Image source, Patrick J Pead
Image caption,
Patrick Pead said researching Jesty had been a "labour of love for many years"

In 2006, the Wellcome Trust in London agreed to acquire the portrait but its journey back to the UK was "a nightmare" according to research development specialist William Schupbach.

"The cost of getting it to the UK was considerable compared with the actual cost of the purchase," he said.

"It was on a farm on a huge estate in the Eastern Cape so we had to identify art handlers who had to drive their lorry hundreds of miles to get to this farm house.

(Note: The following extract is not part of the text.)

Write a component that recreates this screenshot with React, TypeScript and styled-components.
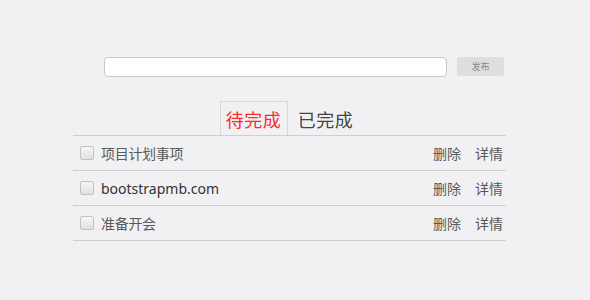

"We did not know what condition this painting was in - it had been stored in a barn in Dorset before being taken to South Africa.

"And because South Africa is outside the EU there were import regulations."

After a restoration project lasting two years, the painting finally went on public display - first in Dorset Museum in Dorchester, then at the Wellcome Collection galleries.

Since then, interest in Jesty's story has grown, Mr Pead has written books and articles, given hundreds of talks and was awarded a Fellowship of The Historical Association for his research.

He said: "I'm a scientist working in medicine and I know all of the progress is built on the findings of others.

"Vaccination wasn't plucked out of the air by Benjamin Jesty or by Edward Jenner, it was built on out of what went before - that's why Jesty does deserve recognition."